Together, these players form the backbone of every digital transaction. Understanding their roles helps small business owners make better decisions about which systems to use and how to keep payments running smoothly.
Step-by-Step: How Payment Processing Works
Now that you know who is involved in a transaction, let’s look at what actually happens when a customer makes a payment. Each sale triggers a quick series of steps that work together to move money safely and efficiently from your customer’s account to yours.
- Customer pays using a credit card, debit card, or digital wallet.
- The payment gateway encrypts the information and sends it for authorization.
- The bank or card network reviews the transaction and either approves or declines it.
- Once approved, the funds are captured and settled into the merchant’s account.
- The business receives payment, minus transaction fees and processing costs.
These steps happen in just a few seconds, but having a dependable payment processor ensures everything runs smoothly from start to finish. Knowing how the process works also makes it easier to decide which type of payment system best fits your business needs.
The Different Types of Payment Processing Systems
Now that we’ve walked through how payment processing works, it’s time to look at the different systems that make it happen. The right setup depends on where and how you sell, the kind of experience you want to offer customers, and the tools you already use to manage your business. From in-store point-of-sale systems to online gateways and mobile apps, there’s a solution for every business model.
1. Point-of-Sale (POS) Systems
POS systems are the backbone of in-person transactions. Commonly used in retail stores, cafés, and restaurants, they combine hardware such as card readers and terminals with software that tracks sales, manages inventory, and produces detailed reports. Modern POS systems often integrate with accounting tools and loyalty programs, helping you manage more than just payments. For small business owners, the benefit is having everything in one place, from daily sales to end-of-day reconciliation, without extra manual work.

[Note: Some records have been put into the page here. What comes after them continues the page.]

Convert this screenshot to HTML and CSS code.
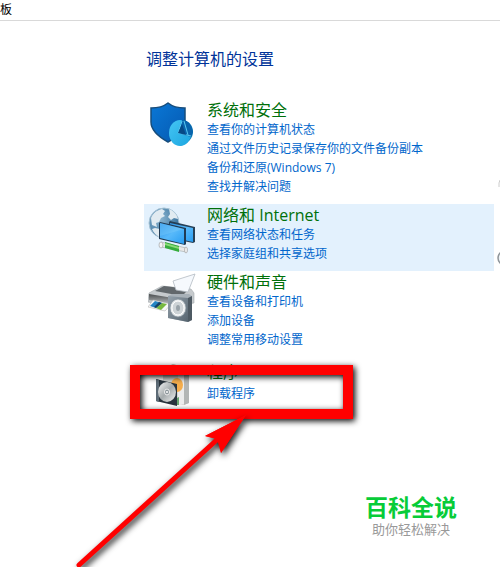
FILE: index.html
```html
<!DOCTYPE html>
<html lang="zh-CN">

<head>
  <meta charset="utf-8">
  <title>控制面板</title>
  <link rel="stylesheet" href="styles.css">
</head>

<body>
  <header class="topbar">板</header>

  <main class="panel">
    <h1>调整计算机的设置</h1>

    <section class="item">
      <svg class="icon" viewBox="0 0 48 50">
        <defs>
          <linearGradient id="shield" x1="0" y1="0" x2="1" y2="1">
            <stop offset="0" stop-color="#0a78d6" />
            <stop offset="1" stop-color="#0558b0" />
          </linearGradient>
          <linearGradient id="pie" x1="0" y1="0" x2="1" y2="1">
            <stop offset="0" stop-color="#45c5f4" />
            <stop offset="1" stop-color="#1ba6e0" />
          </linearGradient>
        </defs>
        <path d="M20 2C15 6 9 7 3 7v14c0 9 8 15 17 20c9-5 17-11 17-20V7C31 7 25 6 20 2z" fill="url(#shield)" stroke="#174d7c" stroke-width="1.5" />
        <path d="M33 19c8 0 12 6 12 12s-5 12-13 14z" fill="#1683bb" />
        <ellipse cx="32" cy="32" rx="11" ry="13" fill="url(#pie)" />
        <path d="M34 19c7 0 10 6 11 12l-2 5-13-4z" fill="#0864ac" />
        <path d="M34 20l-4 12 13 3M36 20l4 14" fill="none" stroke="#5acaf1" stroke-width="1" />
        <path d="M34 23l-4 9 8 2z" fill="#064a86" />
      </svg>
      <div>
        <h2><a href="#">系统和安全</a></h2>
        <ul class="links">
          <li><a href="#">查看你的计算机状态</a></li>
          <li><a href="#">通过文件历史记录保存你的文件备份副本</a></li>
          <li><a href="#">备份和还原(Windows 7)</a></li>
          <li><a href="#">查找并解决问题</a></li>
        </ul>
      </div>
    </section>

    <section class="item active">
      <svg class="icon" viewBox="0 0 48 50">
        <defs>
          <radialGradient id="globe" cx="0.35" cy="0.35" r="0.7">
            <stop offset="0" stop-color="#8fb8d2" />
            <stop offset="1" stop-color="#356f9a" />
          </radialGradient>
          <linearGradient id="screen" x1="0" y1="0" x2="1" y2="1">
            <stop offset="0" stop-color="#2c94e8" />
            <stop offset="0.5" stop-color="#58b9fa" />
            <stop offset="1" stop-color="#289df2" />
          </linearGradient>
        </defs>
        <circle cx="16" cy="17" r="15" fill="url(#globe)" stroke="#a7c3d5" />
        <path d="M3 12c2-5 6-8 11-9l3 2-2 3 2 2-4 2-2 4-3 1 1 4-5-2zM21 3c5 2 8 6 9 10l-4-1-3 2-3-3 2-3zM7 22l5 1 2 4-3 4c-3-2-6-5-7-8z" fill="#e1ebf1" />
        <path d="M21 16l1-1 25 6v15l-2 1-24-5z" fill="#253f56" />
        <path d="M22 17l23 5v14l-23-5z" fill="url(#screen)" />
        <path d="M11 17l1-1 26 6v16l-1 1-26-6z" fill="#203b54" />
        <path d="M12 17l24 6v15l-24-6z" fill="url(#screen)" />
        <path d="M12 17l24 6-24 7z" fill="#7bcafa" opacity="0.4" />
        <path d="M13 36l25 6v4l-25-5z" fill="#e9e9e9" stroke="#a2aaa8" stroke-width="0.6" />
        <path d="M17 36l14 4v6l-14-4z" fill="#35ad3c" />
        <path d="M17 37l14 4v2l-14-4z" fill="#8bda79" />
        <ellipse cx="13" cy="39" rx="2" ry="3" fill="#f4f4f4" stroke="#999" stroke-width="0.6" />
        <ellipse cx="38" cy="44" rx="1.5" ry="3" fill="#eee" stroke="#999" stroke-width="0.6" />
      </svg>
      <div>
        <h2><a href="#">网络和 Internet</a></h2>
        <ul class="links">
          <li><a href="#">查看网络状态和任务</a></li>
          <li><a href="#">选择家庭组和共享选项</a></li>
        </ul>
      </div>
    </section>

    <section class="item">
      <svg class="icon" viewBox="0 0 48 50">
        <defs>
          <linearGradient id="printer" x1="0" y1="0" x2="0" y2="1">
            <stop offset="0" stop-color="#4b4e50" />
            <stop offset="1" stop-color="#b9bdbf" />
          </linearGradient>
          <linearGradient id="speaker" x1="0" y1="0" x2="1" y2="1">
            <stop offset="0" stop-color="#95a2ac" />
            <stop offset="1" stop-color="#56646f" />
          </linearGradient>
        </defs>
        <path d="M1 20L14 13l29 3 3 4v10l-22 4L0 29z" fill="#c6cacd" stroke="#a5abaf" stroke-width="0.6" />
        <path d="M7 18l9-5 25 3-7 7z" fill="#62686c" />
        <path d="M25 8L47 1 40 19 28 17z" fill="#f6f9fd" stroke="#b3bac1" stroke-width="0.8" />
        <path d="M1 21l24 4v6L1 27z" fill="url(#printer)" />
        <path d="M5 27l18 4-6 7L0 34z" fill="#f8f8f8" stroke="#aaa" stroke-width="0.5" />
        <path d="M7 28l7 2-6 5-6-2z" fill="#2484c4" />
        <path d="M14 30l5 1-6 6-5-2z" fill="#77b83f" />
        <path d="M11 29l3 1-6 5-2-1z" fill="#174267" />
        <path d="M20 23l4-2h17l3 2v24l-4 2-20-4z" fill="#a8b1b8" />
        <path d="M20 23l20 2v24l-20-4z" fill="url(#speaker)" />
        <path d="M40 25l4-2v24l-4 2z" fill="#4e5a63" />
        <ellipse cx="30" cy="35" rx="8" ry="9" fill="#e5e9ea" stroke="#84919a" stroke-width="0.8" />
        <ellipse cx="30" cy="35" rx="6" ry="7" fill="#cdd3d6" stroke="#fff" />
        <ellipse cx="30" cy="35" rx="2" ry="3" fill="#98a2a8" />
      </svg>
      <div>
        <h2><a href="#">硬件和声音</a></h2>
        <ul class="links">
          <li><a href="#">查看设备和打印机</a></li>
          <li><a href="#">添加设备</a></li>
          <li><a href="#">调整常用移动设置</a></li>
        </ul>
      </div>
    </section>

    <section class="item programs">
      <svg class="icon" viewBox="0 0 48 50">
        <defs>
          <linearGradient id="disc" x1="0" y1="0" x2="1" y2="1">
            <stop offset="0" stop-color="#f8f8f8" />
            <stop offset="0.5" stop-color="#a5abad" />
            <stop offset="1" stop-color="#f1f1f1" />
          </linearGradient>
        </defs>
        <path d="M15 6L25 1l16 5v34l-6 2-20-5z" fill="#d5d7d4" />
        <path d="M30 8l6-1v34l-6 1z" fill="#ececec" />
        <path d="M36 7l5-1v34l-5 2z" fill="#b3b6b5" />
        <path d="M15 6L25 1l16 5-5 2z" fill="#c2c0b6" />
        <ellipse cx="29" cy="22" rx="6" ry="7" fill="#f5ad4c" />
        <path d="M23 38l8-4v8h-4z" fill="#68a56f" />
        <path d="M8 16l21 5v22L8 38z" fill="#29343d" />
        <path d="M8 16l3 1v22l-3-1z" fill="#5d6b76" />
        <ellipse cx="19" cy="29" rx="9" ry="10" fill="url(#disc)" />
        <ellipse cx="19" cy="29" rx="2.5" ry="3" fill="#8b959a" stroke="#eee" />
        <circle cx="19" cy="29" r="1" fill="#fff" />
      </svg>
      <div>
        <h2><a href="#">程序</a></h2>
        <ul class="links">
          <li><a href="#">卸载程序</a></li>
        </ul>
      </div>
    </section>
  </main>

  <footer class="brand">
    <strong>百科全说</strong>
    <span>助你轻松解决</span>
  </footer>

  <!-- 右侧露出的按钮边缘 -->
  <svg class="edge" viewBox="0 0 4 90">
    <path d="M4 6L3 9v4" fill="none" stroke="#ccc" />
    <circle cx="9" cy="84" r="7" fill="#eef3f6" stroke="#8e9499" stroke-width="1.5" />
  </svg>

  <!-- 红框和箭头 -->
  <div class="mark"></div>
  <svg class="arrow" viewBox="0 0 190 159">
    <path d="M9 155L150 27" stroke="#f00" stroke-width="5" stroke-linecap="round" />
    <path d="M176 5L135 26l12 3 4 14z" fill="#f00" />
    <path d="M176 5L135 26l12 3 3 4 1 10z" fill="#f00" />
  </svg>
</body>

</html>
```
FILE: styles.css
```css
* {
  box-sizing: border-box;
}

body {
  position: relative;
  margin: 0;
  background: #fff;
  font-family: "Open Sans", "Noto Sans CJK SC", sans-serif;
  font-size: 12px;
  overflow-x: hidden;
}

.topbar {
  height: 21px;
  line-height: 19px;
  border-bottom: 1px solid #d9d9d9;
  color: #000;
}

.panel {
  margin: 0 6px 0 144px;
}

h1 {
  margin: 0;
  padding: 26px 0 28px 2px;
  font-size: 16px;
  font-weight: normal;
  line-height: 24px;
  color: #003399;
}

.item {
  display: flex;
  gap: 11px;
  padding: 1px 0 8px 4px;
}

.active {
  background: #e3f1fd;
}

.icon {
  flex: none;
  width: 48px;
  height: 50px;
  margin: 1px 0 -4px;
}

h2 {
  margin: 0;
  font-size: 16px;
  font-weight: normal;
  line-height: 20px;
}

h2 a {
  color: #00700a;
}

a {
  text-decoration: none;
}

.links {
  margin: 0;
  padding: 0;
  list-style: none;
  line-height: 19px;
}

.links a {
  color: #0066cc;
}

.programs {
  margin-top: 4px;
}

.programs h2 {
  margin-bottom: 2px;
}

.brand {
  display: flex;
  flex-direction: column;
  align-items: center;
  width: 92px;
  margin: 76px 43px 30px auto;
  white-space: nowrap;
}

.brand strong {
  font-size: 23px;
  font-weight: bold;
  line-height: 28px;
  color: #07cc38;
}

.brand span {
  font-size: 13px;
  line-height: 16px;
  color: #999;
}

.edge {
  position: absolute;
  top: 174px;
  right: 0;
  width: 4px;
  height: 90px;
}

.mark {
  position: absolute;
  top: 365px;
  left: 130px;
  width: 223px;
  height: 54px;
  border: 10px solid #f00;
  filter: drop-shadow(2px 2px 3px #000);
}

.arrow {
  position: absolute;
  top: 410px;
  left: 70px;
  width: 190px;
  height: 159px;
  filter: drop-shadow(2px 3px 3px rgba(0, 0, 0, 0.9));
}
```
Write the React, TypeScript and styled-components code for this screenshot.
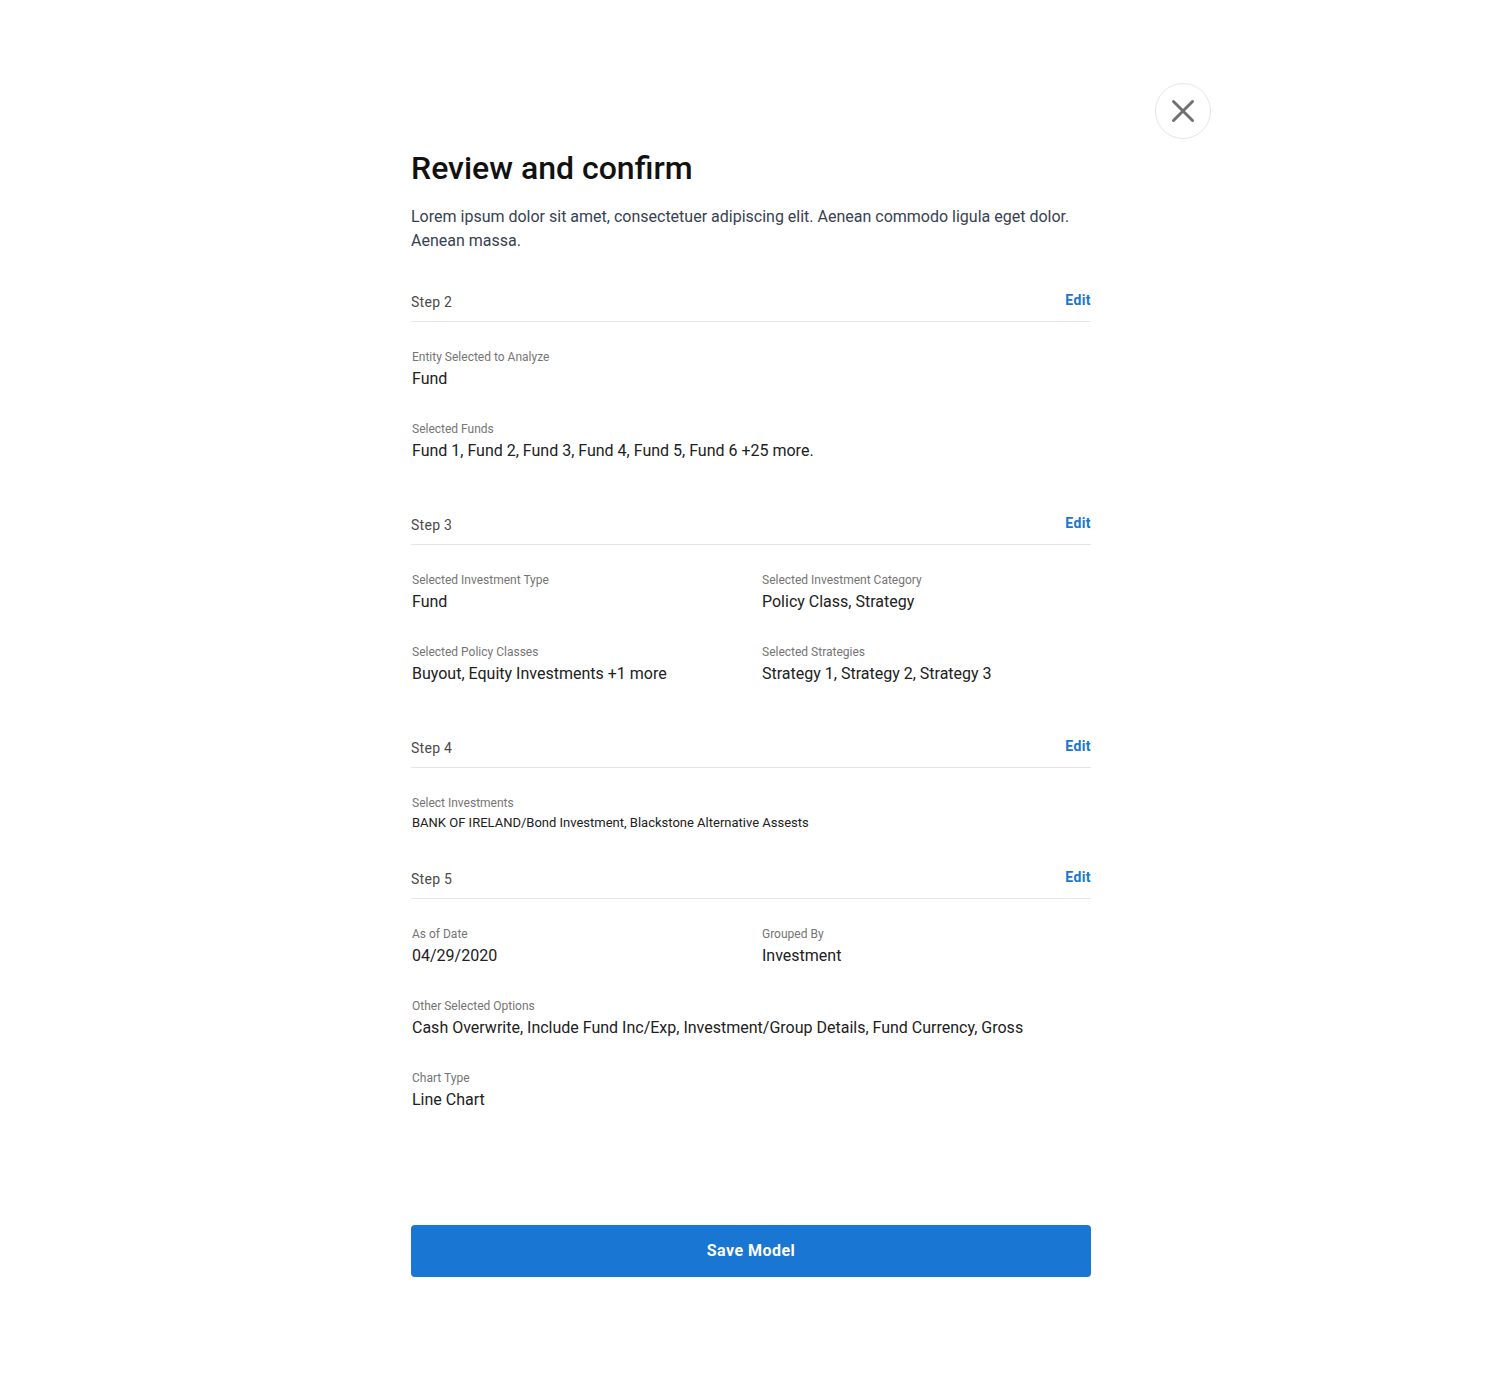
import React from "react";
import styled, { createGlobalStyle } from "styled-components";

const GlobalStyle = createGlobalStyle`
  *, *::before, *::after { box-sizing: border-box; }
  body {
    margin: 0;
    background: #fff;
    font-family: Roboto, "Liberation Sans", sans-serif;
  }
  h1, h2, p, dl, dt, dd { margin: 0; }
`;

const Page = styled.div`
  display: grid;
  grid-template-columns: 1fr minmax(0, 680px) 1fr;
  padding: 83px 24px 100px 25px;
`;

const CloseButton = styled.button`
  grid-column: 3;
  grid-row: 1;
  display: grid;
  place-items: center;
  width: 56px;
  height: 56px;
  margin-left: 64px;
  padding: 0;
  border: 1px solid #e6e6e6;
  border-radius: 50%;
  background: #fff;
  color: #6f7073;
  cursor: pointer;
`;

const Content = styled.main`
  grid-column: 2;
  grid-row: 1;
  padding-top: 64px;
`;

const Title = styled.h1`
  font-size: 32px;
  line-height: 42px;
  font-weight: 500;
  color: #111;
`;

const Intro = styled.p`
  margin-top: 16px;
  font-size: 16px;
  line-height: 24px;
  color: #374151;
`;

const Section = styled.section<{ $gap: number }>`
  margin-top: ${(p) => p.$gap}px;
`;

const SectionHeader = styled.header`
  display: flex;
  justify-content: space-between;
  align-items: flex-start;
  height: 34px;
  border-bottom: 1px solid #e6e6e6;
`;

const StepName = styled.h2`
  padding-top: 4px;
  font-size: 14px;
  line-height: 20px;
  font-weight: 400;
  letter-spacing: 0.02em;
  color: #4a4a4a;
`;

const EditButton = styled.button`
  padding: 2px 0 0;
  border: 0;
  background: none;
  font: 700 14px/20px Roboto, "Liberation Sans", sans-serif;
  letter-spacing: 0.03em;
  color: #1976d2;
  cursor: pointer;
`;

const Details = styled.dl`
  display: grid;
  grid-template-columns: 350px 1fr;
  row-gap: 30px;
  padding: 27px 0 0 1px;
`;

const Detail = styled.div<{ $wide?: boolean }>`
  grid-column: ${(p) => (p.$wide ? "1 / -1" : "auto")};
`;

const Label = styled.dt`
  font-size: 12px;
  line-height: 16px;
  color: #757575;
`;

const Value = styled.dd<{ $small?: boolean }>`
  margin-top: ${(p) => (p.$small ? 0 : 2)}px;
  font-size: ${(p) => (p.$small ? 13 : 16)}px;
  line-height: 24px;
  color: #212121;
`;

const SaveButton = styled.button`
  width: 100%;
  height: 52px;
  margin-top: 113px;
  border: 0;
  border-radius: 4px;
  background: #1976d2;
  color: #fff;
  font: 700 16px/24px Roboto, "Liberation Sans", sans-serif;
  letter-spacing: 0.03em;
  cursor: pointer;
`;

type Item = { label: string; value: string; wide?: boolean; small?: boolean };
type Step = { name: string; gap: number; items: Item[] };

const steps: Step[] = [
  {
    name: "Step 2",
    gap: 35,
    items: [
      { label: "Entity Selected to Analyze", value: "Fund", wide: true },
      { label: "Selected Funds", value: "Fund 1, Fund 2, Fund 3, Fund 4, Fund 5, Fund 6 +25 more.", wide: true },
    ],
  },
  {
    name: "Step 3",
    gap: 48,
    items: [
      { label: "Selected Investment Type", value: "Fund" },
      { label: "Selected Investment Category", value: "Policy Class, Strategy" },
      { label: "Selected Policy Classes", value: "Buyout, Equity Investments +1 more" },
      { label: "Selected Strategies", value: "Strategy 1, Strategy 2, Strategy 3" },
    ],
  },
  {
    name: "Step 4",
    gap: 48,
    items: [
      {
        label: "Select Investments",
        value: "BANK OF IRELAND/Bond Investment, Blackstone Alternative Assests",
        wide: true,
        small: true,
      },
    ],
  },
  {
    name: "Step 5",
    gap: 30,
    items: [
      { label: "As of Date", value: "04/29/2020" },
      { label: "Grouped By", value: "Investment" },
      {
        label: "Other Selected Options",
        value: "Cash Overwrite, Include Fund Inc/Exp, Investment/Group Details, Fund Currency, Gross",
        wide: true,
      },
      { label: "Chart Type", value: "Line Chart", wide: true },
    ],
  },
];

export default function App() {
  return (
    <>
      <GlobalStyle />
      <Page>
        <Content>
          <Title>Review and confirm</Title>
          <Intro>
            Lorem ipsum dolor sit amet, consectetuer adipiscing elit. Aenean commodo ligula eget dolor. Aenean massa.
          </Intro>
          {steps.map((step) => (
            <Section key={step.name} $gap={step.gap}>
              <SectionHeader>
                <StepName>{step.name}</StepName>
                <EditButton type="button" aria-label={`Edit ${step.name}`}>Edit</EditButton>
              </SectionHeader>
              <Details>
                {step.items.map((item) => (
                  <Detail key={item.label} $wide={item.wide}>
                    <Label>{item.label}</Label>
                    <Value $small={item.small}>{item.value}</Value>
                  </Detail>
                ))}
              </Details>
            </Section>
          ))}
          <SaveButton type="button">Save Model</SaveButton>
        </Content>
        <CloseButton type="button" aria-label="Close">
          <svg
            width="24"
            height="24"
            viewBox="0 0 24 24"
            fill="none"
            stroke="currentColor"
            strokeWidth="3"
            strokeLinecap="round"
            aria-hidden="true"
          >
            <path d="M2.5 2.5L21.5 21.5M21.5 2.5L2.5 21.5" />
          </svg>
        </CloseButton>
      </Page>
    </>
  );
}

2. Online and E-Commerce Payment Gateways
For businesses that sell online, payment gateways make digital transactions possible. These systems securely process payments made through your website or app, handling everything from encryption to approval. As online shopping continues to grow, so does consumer comfort with digital transactions. In 2022, 88% of Canadians said they were likely to use a digital payment method in the next year, showing just how critical these systems have become for reaching modern customers. Popular examples include Shopify Payments, Stripe, and PayPal, each offering tools that integrate checkout, subscriptions, and fraud prevention. For e-commerce sellers, choosing a reliable gateway means faster payments, fewer abandoned carts, and stronger customer trust.
3. Mobile Payments
Mobile payments give small businesses the flexibility to accept payments anywhere, whether it’s at a market, a client’s home, or on the job site. Using a smartphone or tablet, you can take payments through tap, chip, or QR code, perfect for service providers, delivery businesses, or mobile vendors. For small businesses, mobile processing is an affordable way to expand where and how you sell while offering customers the convenience they expect.
4. Virtual Terminals
Virtual terminals are ideal for businesses that take payments over the phone or by email. Instead of using a physical card reader, you enter payment details manually into a secure online form. These systems are common among professional service providers, repair companies, or B2B businesses that invoice clients. While virtual terminals may not suit high-volume retail, they provide a simple, secure way to handle remote payments without needing a full e-commerce platform.
5. Integrated Systems
Integrated payment systems bring all your channels together. They connect your in-store POS, online sales, and mobile transactions into a single dashboard so you can track everything in one place. This type of system is especially useful for hybrid or omnichannel businesses that sell both online and offline. By syncing sales, inventory, and reporting automatically, integrated solutions save time, reduce errors, and provide a clear picture of your overall business performance.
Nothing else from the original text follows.